■ **WORK INSTRUCTIONS**
Skip every picture and transcribe the remaining material exactly.

■ **DATA BLOCK**
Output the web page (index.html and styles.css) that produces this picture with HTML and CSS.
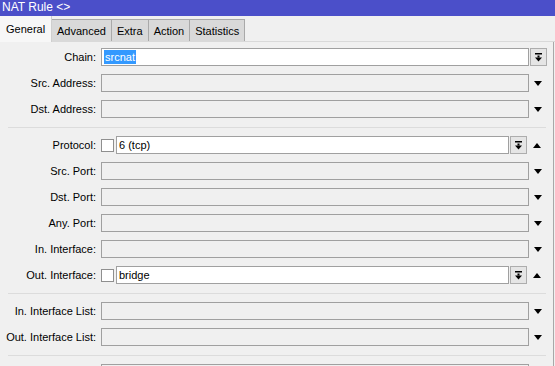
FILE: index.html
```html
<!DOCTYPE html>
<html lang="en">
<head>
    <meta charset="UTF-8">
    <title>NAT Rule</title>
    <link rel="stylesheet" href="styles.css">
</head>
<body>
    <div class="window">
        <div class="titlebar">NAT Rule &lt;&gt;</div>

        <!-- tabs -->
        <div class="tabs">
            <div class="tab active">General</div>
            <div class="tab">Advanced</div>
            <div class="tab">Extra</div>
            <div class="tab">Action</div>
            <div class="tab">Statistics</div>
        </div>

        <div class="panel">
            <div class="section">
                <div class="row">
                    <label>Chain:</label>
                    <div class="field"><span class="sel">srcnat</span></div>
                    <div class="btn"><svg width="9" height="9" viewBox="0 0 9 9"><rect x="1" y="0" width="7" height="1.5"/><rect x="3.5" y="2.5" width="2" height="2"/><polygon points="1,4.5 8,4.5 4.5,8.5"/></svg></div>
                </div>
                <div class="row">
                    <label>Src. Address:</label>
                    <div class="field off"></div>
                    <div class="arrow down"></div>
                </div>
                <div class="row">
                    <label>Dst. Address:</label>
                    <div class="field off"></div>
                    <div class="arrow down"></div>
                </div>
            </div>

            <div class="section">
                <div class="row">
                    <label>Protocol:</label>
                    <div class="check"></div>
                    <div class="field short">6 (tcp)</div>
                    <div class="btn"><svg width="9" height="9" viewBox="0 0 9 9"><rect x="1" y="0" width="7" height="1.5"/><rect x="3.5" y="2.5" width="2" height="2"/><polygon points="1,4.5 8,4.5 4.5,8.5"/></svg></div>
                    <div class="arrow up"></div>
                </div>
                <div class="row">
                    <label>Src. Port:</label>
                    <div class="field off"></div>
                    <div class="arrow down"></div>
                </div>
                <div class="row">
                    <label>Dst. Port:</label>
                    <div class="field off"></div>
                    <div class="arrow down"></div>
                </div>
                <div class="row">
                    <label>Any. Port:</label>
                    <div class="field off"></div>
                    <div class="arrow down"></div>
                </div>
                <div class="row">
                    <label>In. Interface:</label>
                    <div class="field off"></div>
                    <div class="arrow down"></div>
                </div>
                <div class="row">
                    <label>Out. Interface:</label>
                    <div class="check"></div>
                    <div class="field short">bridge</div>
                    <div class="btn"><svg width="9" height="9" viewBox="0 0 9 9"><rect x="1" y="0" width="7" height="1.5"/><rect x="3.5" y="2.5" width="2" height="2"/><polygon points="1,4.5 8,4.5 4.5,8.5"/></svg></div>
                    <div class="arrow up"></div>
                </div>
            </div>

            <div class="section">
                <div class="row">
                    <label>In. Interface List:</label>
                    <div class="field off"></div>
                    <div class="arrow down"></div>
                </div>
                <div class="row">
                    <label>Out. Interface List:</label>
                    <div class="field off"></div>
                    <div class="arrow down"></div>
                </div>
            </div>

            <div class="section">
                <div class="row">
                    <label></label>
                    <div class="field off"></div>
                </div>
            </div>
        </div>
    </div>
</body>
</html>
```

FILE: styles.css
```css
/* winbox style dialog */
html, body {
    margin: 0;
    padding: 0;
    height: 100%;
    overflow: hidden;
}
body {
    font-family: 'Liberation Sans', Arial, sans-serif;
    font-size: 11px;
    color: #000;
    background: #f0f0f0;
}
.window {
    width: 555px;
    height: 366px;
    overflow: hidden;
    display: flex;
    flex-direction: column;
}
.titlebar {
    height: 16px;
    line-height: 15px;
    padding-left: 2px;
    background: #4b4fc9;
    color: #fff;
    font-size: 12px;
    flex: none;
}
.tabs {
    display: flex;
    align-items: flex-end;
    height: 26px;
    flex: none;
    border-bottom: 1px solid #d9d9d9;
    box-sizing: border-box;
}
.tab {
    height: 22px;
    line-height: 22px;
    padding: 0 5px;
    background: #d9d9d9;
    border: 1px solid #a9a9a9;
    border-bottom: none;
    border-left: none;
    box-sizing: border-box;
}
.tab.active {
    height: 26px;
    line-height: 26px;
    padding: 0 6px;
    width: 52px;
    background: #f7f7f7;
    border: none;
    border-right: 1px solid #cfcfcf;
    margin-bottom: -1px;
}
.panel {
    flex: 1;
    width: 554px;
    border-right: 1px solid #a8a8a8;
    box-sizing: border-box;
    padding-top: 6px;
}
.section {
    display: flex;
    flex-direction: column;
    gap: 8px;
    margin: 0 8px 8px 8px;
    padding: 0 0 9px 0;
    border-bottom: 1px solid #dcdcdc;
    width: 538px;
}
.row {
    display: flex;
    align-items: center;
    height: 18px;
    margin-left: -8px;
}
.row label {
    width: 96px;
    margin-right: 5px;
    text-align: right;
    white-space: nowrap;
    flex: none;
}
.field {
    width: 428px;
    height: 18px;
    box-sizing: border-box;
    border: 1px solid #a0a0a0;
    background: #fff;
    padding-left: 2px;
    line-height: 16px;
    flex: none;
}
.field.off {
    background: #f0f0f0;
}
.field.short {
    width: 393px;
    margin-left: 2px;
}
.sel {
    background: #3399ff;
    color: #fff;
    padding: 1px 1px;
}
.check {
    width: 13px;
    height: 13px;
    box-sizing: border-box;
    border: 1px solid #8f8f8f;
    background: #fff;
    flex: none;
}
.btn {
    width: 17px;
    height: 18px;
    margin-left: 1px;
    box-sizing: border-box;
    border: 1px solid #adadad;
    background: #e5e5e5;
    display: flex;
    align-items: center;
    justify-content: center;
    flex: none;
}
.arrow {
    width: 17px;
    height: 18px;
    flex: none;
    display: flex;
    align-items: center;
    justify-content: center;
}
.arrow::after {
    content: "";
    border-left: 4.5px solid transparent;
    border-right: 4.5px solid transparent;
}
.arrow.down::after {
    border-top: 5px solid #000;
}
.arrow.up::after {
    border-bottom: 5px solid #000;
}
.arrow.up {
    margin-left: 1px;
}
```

■ **CORRECT ANSWER**
Output the web page (index.html and styles.css) that produces this picture with HTML and CSS.
FILE: index.html
```html
<!DOCTYPE html>
<html lang="en">
<head>
    <meta charset="UTF-8">
    <title>NAT Rule</title>
    <link rel="stylesheet" href="styles.css">
</head>
<body>
    <div class="window">
        <div class="titlebar">NAT Rule &lt;&gt;</div>

        <!-- tabs -->
        <div class="tabs">
            <div class="tab active">General</div>
            <div class="tab">Advanced</div>
            <div class="tab">Extra</div>
            <div class="tab">Action</div>
            <div class="tab">Statistics</div>
        </div>

        <div class="panel">
            <div class="section">
                <div class="row">
                    <label>Chain:</label>
                    <div class="field"><span class="sel">srcnat</span></div>
                    <div class="btn"><svg width="9" height="9" viewBox="0 0 9 9"><rect x="1" y="0" width="7" height="1.5"/><rect x="3.5" y="2.5" width="2" height="2"/><polygon points="1,4.5 8,4.5 4.5,8.5"/></svg></div>
                </div>
                <div class="row">
                    <label>Src. Address:</label>
                    <div class="field off"></div>
                    <div class="arrow down"></div>
                </div>
                <div class="row">
                    <label>Dst. Address:</label>
                    <div class="field off"></div>
                    <div class="arrow down"></div>
                </div>
            </div>

            <div class="section">
                <div class="row">
                    <label>Protocol:</label>
                    <div class="check"></div>
                    <div class="field short">6 (tcp)</div>
                    <div class="btn"><svg width="9" height="9" viewBox="0 0 9 9"><rect x="1" y="0" width="7" height="1.5"/><rect x="3.5" y="2.5" width="2" height="2"/><polygon points="1,4.5 8,4.5 4.5,8.5"/></svg></div>
                    <div class="arrow up"></div>
                </div>
                <div class="row">
                    <label>Src. Port:</label>
                    <div class="field off"></div>
                    <div class="arrow down"></div>
                </div>
                <div class="row">
                    <label>Dst. Port:</label>
                    <div class="field off"></div>
                    <div class="arrow down"></div>
                </div>
                <div class="row">
                    <label>Any. Port:</label>
                    <div class="field off"></div>
                    <div class="arrow down"></div>
                </div>
                <div class="row">
                    <label>In. Interface:</label>
                    <div class="field off"></div>
                    <div class="arrow down"></div>
                </div>
                <div class="row">
                    <label>Out. Interface:</label>
                    <div class="check"></div>
                    <div class="field short">bridge</div>
                    <div class="btn"><svg width="9" height="9" viewBox="0 0 9 9"><rect x="1" y="0" width="7" height="1.5"/><rect x="3.5" y="2.5" width="2" height="2"/><polygon points="1,4.5 8,4.5 4.5,8.5"/></svg></div>
                    <div class="arrow up"></div>
                </div>
            </div>

            <div class="section">
                <div class="row">
                    <label>In. Interface List:</label>
                    <div class="field off"></div>
                    <div class="arrow down"></div>
                </div>
                <div class="row">
                    <label>Out. Interface List:</label>
                    <div class="field off"></div>
                    <div class="arrow down"></div>
                </div>
            </div>

            <div class="section">
                <div class="row">
                    <label></label>
                    <div class="field off"></div>
                </div>
            </div>
        </div>
    </div>
</body>
</html>
```

FILE: styles.css
```css
/* winbox style dialog */
html, body {
    margin: 0;
    padding: 0;
    height: 100%;
    overflow: hidden;
}
body {
    font-family: 'Liberation Sans', Arial, sans-serif;
    font-size: 11px;
    color: #000;
    background: #f0f0f0;
}
.window {
    width: 555px;
    height: 366px;
    overflow: hidden;
    display: flex;
    flex-direction: column;
}
.titlebar {
    height: 16px;
    line-height: 15px;
    padding-left: 2px;
    background: #4b4fc9;
    color: #fff;
    font-size: 12px;
    flex: none;
}
.tabs {
    display: flex;
    align-items: flex-end;
    height: 26px;
    flex: none;
    border-bottom: 1px solid #d9d9d9;
    box-sizing: border-box;
}
.tab {
    height: 22px;
    line-height: 22px;
    padding: 0 5px;
    background: #d9d9d9;
    border: 1px solid #a9a9a9;
    border-bottom: none;
    border-left: none;
    box-sizing: border-box;
}
.tab.active {
    height: 26px;
    line-height: 26px;
    padding: 0 6px;
    width: 52px;
    background: #f7f7f7;
    border: none;
    border-right: 1px solid #cfcfcf;
    margin-bottom: -1px;
}
.panel {
    flex: 1;
    width: 554px;
    border-right: 1px solid #a8a8a8;
    box-sizing: border-box;
    padding-top: 6px;
}
.section {
    display: flex;
    flex-direction: column;
    gap: 8px;
    margin: 0 8px 8px 8px;
    padding: 0 0 9px 0;
    border-bottom: 1px solid #dcdcdc;
    width: 538px;
}
.row {
    display: flex;
    align-items: center;
    height: 18px;
    margin-left: -8px;
}
.row label {
    width: 96px;
    margin-right: 5px;
    text-align: right;
    white-space: nowrap;
    flex: none;
}
.field {
    width: 428px;
    height: 18px;
    box-sizing: border-box;
    border: 1px solid #a0a0a0;
    background: #fff;
    padding-left: 2px;
    line-height: 16px;
    flex: none;
}
.field.off {
    background: #f0f0f0;
}
.field.short {
    width: 393px;
    margin-left: 2px;
}
.sel {
    background: #3399ff;
    color: #fff;
    padding: 1px 1px;
}
.check {
    width: 13px;
    height: 13px;
    box-sizing: border-box;
    border: 1px solid #8f8f8f;
    background: #fff;
    flex: none;
}
.btn {
    width: 17px;
    height: 18px;
    margin-left: 1px;
    box-sizing: border-box;
    border: 1px solid #adadad;
    background: #e5e5e5;
    display: flex;
    align-items: center;
    justify-content: center;
    flex: none;
}
.arrow {
    width: 17px;
    height: 18px;
    flex: none;
    display: flex;
    align-items: center;
    justify-content: center;
}
.arrow::after {
    content: "";
    border-left: 4.5px solid transparent;
    border-right: 4.5px solid transparent;
}
.arrow.down::after {
    border-top: 5px solid #000;
}
.arrow.up::after {
    border-bottom: 5px solid #000;
}
.arrow.up {
    margin-left: 1px;
}
```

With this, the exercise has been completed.